Como consequência da estratégia de pressão alta, Mudryk roubou a bola no início de construção do adversário, após um erro forçado do guarda-redes do Aston Villa, Emiliano Martínez, e o Chelsea levou perigo pela primeira vez à baliza contrária. A estratégia que os blues impuseram custaria caro se os jogadores não estivessem sincronizados. Assim foi. Kai Havertz foi ultrapassado na marcação homem a homem pelo seu adversário direto, Douglas Luiz, médio que baixava no terreno para iniciar a construção, e o brasileiro lançou Watkins (18′) no espaço nas costas de uma defesa completamente exposta. O avançado fez o chapéu a Kepa e adiantou os villans.

A intensidade fazia os ânimos. João Félix e McGinn travam duelos que, em certos momentos, decorriam com a bola longe da zona de intervenção de ambos. Quanto a lances de golo desperdiçados, nenhum saiu por cima. O escocês atirou à barra e o português, desembrulhou um amontoado de defesas.

Ben Chilwell era dos elementos mais nervosos do Chelsea. No tempo de compensação da primeira parte, o lateral-esquerdo inglês, num cabeceamento muito pouco prático marcou. O lance acabaria por ser anulado devido a um empurrão nas costas de Ashley Young.

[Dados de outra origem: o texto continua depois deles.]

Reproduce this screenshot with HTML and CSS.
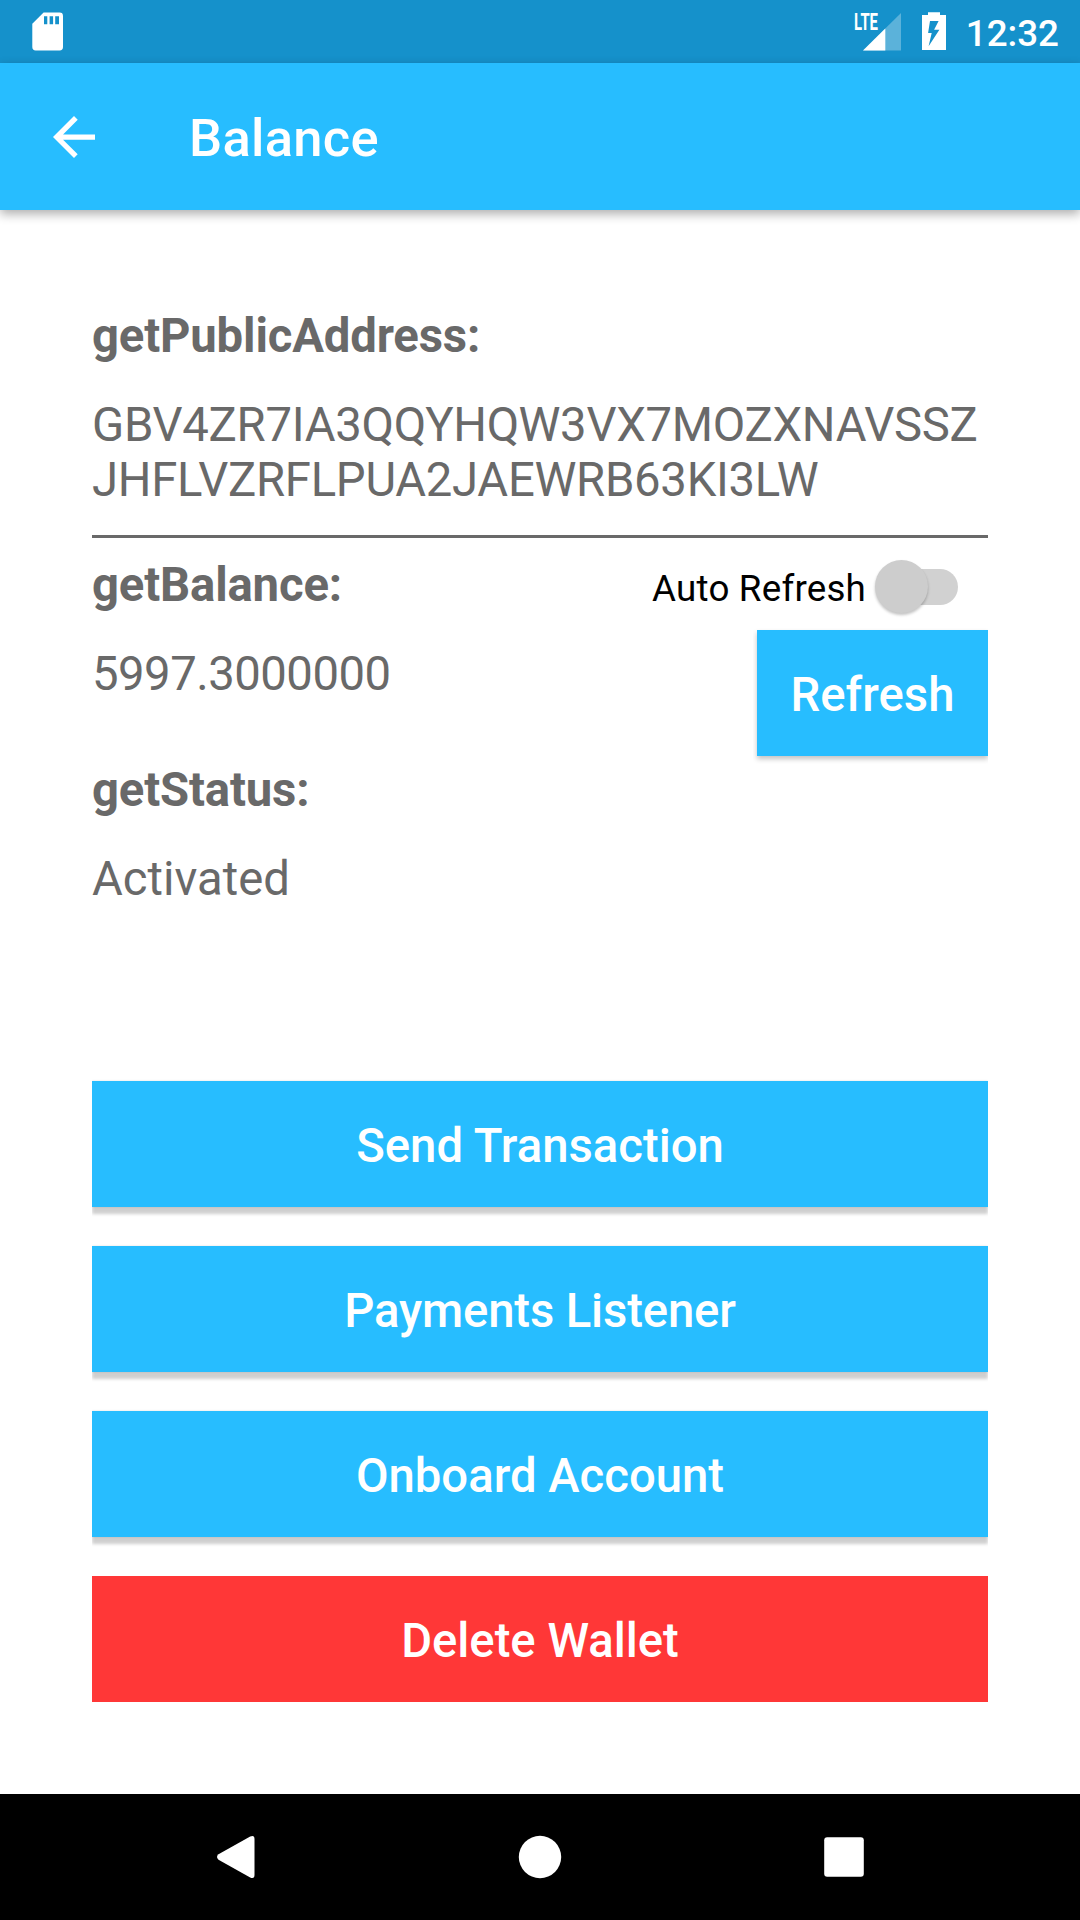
FILE: index.html
```html
<!DOCTYPE html>
<html lang="en">
<head>
<meta charset="utf-8">
<title>Balance</title>
<link rel="stylesheet" href="styles.css">
</head>
<body>
<div class="screen">
  <div class="status-bar">
    <svg class="sd-icon" width="32" height="40" viewBox="0 0 32 40" fill="#fff">
      <path fill-rule="evenodd" d="M11.600 .5H27.600Q31 .5 31 3.900V35.100Q31 38.500 27.600 38.500H3.700Q.3 38.500 .3 35.100V11.800ZM12 4.300V12.300H15.300V4.300ZM17.600 4.300V12.300H21.100V4.300ZM23.200 4.300V12.300H27V4.300Z"/>
    </svg>
    <div class="status-right">
      <svg class="signal" width="48" height="40" viewBox="0 0 48 40">
        <path d="M47 1V38.500H9Z" fill="#fff" fill-opacity=".3"/>
        <path d="M31.300 16.500V38.500H9Z" fill="#fff"/>
        <text class="network" x="0" y="18" textLength="24" lengthAdjust="spacingAndGlyphs">LTE</text>
      </svg>
      <svg class="battery" width="24" height="40" viewBox="0 0 24 40" fill="#fff">
        <path fill-rule="evenodd" d="M6 .3H18V3H24V38H0V3H6ZM8 9 6.100 21H9.700L6.600 34.300 17.400 17.700H12.100L16.600 9Z"/>
      </svg>
      <span class="clock">12:32</span>
    </div>
  </div>

  <header class="app-bar">
    <svg width="42" height="42" viewBox="0 0 16 16" fill="#fff">
      <path d="M16 7H3.830l5.590-5.590L8 0 0 8l8 8 1.410-1.410L3.830 9H16z"/>
    </svg>
    <h1 class="title">Balance</h1>
  </header>

  <main class="content">
    <section class="field address">
      <h2 class="label">getPublicAddress:</h2>
      <p class="value">GBV4ZR7IA3QQYHQW3VX7MOZXNAVSSZ<br>JHFLVZRFLPUA2JAEWRB63KI3LW</p>
    </section>

    <div class="account">
      <div class="details">
        <section class="field">
          <h2 class="label">getBalance:</h2>
          <p class="value amount">5997.3000000</p>
        </section>
        <section class="field">
          <h2 class="label">getStatus:</h2>
          <p class="value">Activated</p>
        </section>
      </div>
      <div class="refresh">
        <label class="auto"><span class="auto-text">Auto Refresh</span><span class="switch"><span class="thumb"></span></span></label>
        <button class="btn btn-refresh">Refresh</button>
      </div>
    </div>

    <div class="actions">
      <button class="btn">Send Transaction</button>
      <button class="btn btn-payments">Payments Listener</button>
      <button class="btn">Onboard Account</button>
      <button class="btn btn-delete">Delete Wallet</button>
    </div>
  </main>

  <nav class="nav-bar">
    <svg width="44" height="44" viewBox="0 0 44 44" fill="#fff"><path d="M36.200 1.500Q40.500-.3 40.500 4V40Q40.500 44.300 36.200 42.500L4.500 24.700Q1.500 22 4.500 19.300Z"/></svg>
    <svg width="44" height="44" viewBox="0 0 44 44" fill="#fff"><circle cx="22" cy="22" r="21.200"/></svg>
    <svg width="44" height="44" viewBox="0 0 44 44" fill="#fff"><rect x="2.200" y="2.200" width="39.600" height="39.600" rx="3"/></svg>
  </nav>
</div>
</body>
</html>
```
FILE: styles.css
```css
* { box-sizing: border-box; }

body {
  margin: 0;
  background: #fff;
  font-family: Roboto, sans-serif;
}

h1, h2, p { margin: 0; }

.screen {
  display: flex;
  flex-direction: column;
  width: 1080px;
  height: 1920px;
}

.status-bar {
  display: flex;
  flex: none;
  justify-content: space-between;
  height: 63px;
  padding: 12px 21px 0 32px;
  background: #1591cb;
}

.status-right {
  display: flex;
}

.signal {
  margin-right: 20px;
  overflow: visible;
}

.battery { margin-right: 20px; }

.network {
  fill: #fff;
  font-size: 23px;
  font-weight: 700;
}

.clock {
  color: #fff;
  font-size: 36.75px;
  font-weight: 500;
  line-height: 43px;
}

.app-bar {
  display: flex;
  flex: none;
  align-items: center;
  gap: 94px;
  height: 147px;
  padding-left: 53px;
  background: #27bdff;
  box-shadow: 0 4px 10px rgba(0, 0, 0, .32);
}

.title {
  padding-top: 2px;
  color: #fff;
  font-size: 52.5px;
  font-weight: 500;
  line-height: 62px;
  letter-spacing: .3px;
}

.content {
  flex: 1;
  padding: 99px 92px 0;
}

.field {
  display: flex;
  flex-direction: column;
  gap: 34px;
}

.label,
.value {
  color: #696969;
  font-size: 47.25px;
  line-height: 55px;
}

.label {
  font-weight: 700;
  letter-spacing: -.16px;
}

.value { white-space: nowrap; }

.address {
  height: 229px;
  border-bottom: 3px solid #696969;
}

.address .value { letter-spacing: -.28px; }

.amount { letter-spacing: -.5px; }

.account {
  display: flex;
  justify-content: space-between;
  height: 543px;
  padding-top: 20px;
}

.details {
  display: flex;
  flex-direction: column;
  gap: 61px;
}

.refresh {
  display: flex;
  flex-direction: column;
  align-items: flex-end;
  gap: 15px;
}

.auto {
  display: flex;
  align-items: center;
  gap: 9px;
  height: 57px;
  margin-right: 30px;
  color: #000;
  font-size: 36.75px;
  line-height: 43px;
}

.auto-text {
  padding-top: 3px;
  letter-spacing: .2px;
}

.switch {
  position: relative;
  width: 83px;
  height: 53px;
}

.switch::before {
  content: "";
  position: absolute;
  top: 9px;
  right: 0;
  width: 72px;
  height: 36px;
  border-radius: 18px;
  background: #d1d1d1;
}

.thumb {
  position: relative;
  display: block;
  width: 53px;
  height: 53px;
  border-radius: 50%;
  background: #cdcdcd;
  box-shadow: 0 2px 3px rgba(0, 0, 0, .24);
}

.btn {
  height: 126px;
  padding: 5px 0 0;
  border: 0;
  background: #27bdff;
  box-shadow: 0 7px 3px rgba(0, 0, 0, .19), 0 0 2px rgba(0, 0, 0, .12);
  clip-path: inset(-3px 0 -12px 0);
  color: #fff;
  font-family: inherit;
  font-size: 47.25px;
  font-weight: 500;
  line-height: 55px;
}

.btn-refresh {
  width: 231px;
  box-shadow: 0 3px 5px rgba(0, 0, 0, .24);
  clip-path: inset(-3px 0 -12px -4px);
}

.btn-payments { letter-spacing: -.14px; }

.actions {
  display: flex;
  flex-direction: column;
  gap: 39px;
}

.btn-delete {
  background: #ff3737;
  box-shadow: none;
}

.nav-bar {
  display: flex;
  flex: none;
  align-items: center;
  justify-content: space-between;
  height: 126px;
  padding: 0 214px;
  background: #000;
}
```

O Chelsea, em desvantagem, procurava incessantemente empatar o jogo o mais rápido para ainda poder tentar a cambalhota no marcador. No entanto, foi McGinn (56′) que voltou a tentar de fora de área, mas, para azar dos blues, o efeito da bola, a fugir do posicionamento do guarda-redes, acabou por encontrar a malha lateral da baliza. A equipa de Londres, que também teve Enzo Fernández como titular, transbordou de frustração. João Félix rumo contra essa maré e apareceu a finalizar na cara de Emiliano Martínez. O guardião argentino defendeu, mas pensou-se que o ressalto podia ter ido à mão do defesa-central do Aston Villa, Tyrone Mings. O VAR verificou e confirmou que não existia grande penalidade.

Novamente devido à inconsistência e por graves problemas defensivos, o Chelsea deixou muito por fazer para que pudesse evitar uma derrota diante de um rival direto. Depois de voltarem a perder pontos em casa, os blues ficam no 11.º lugar da classificação e numa situação difícil para o que resta da época.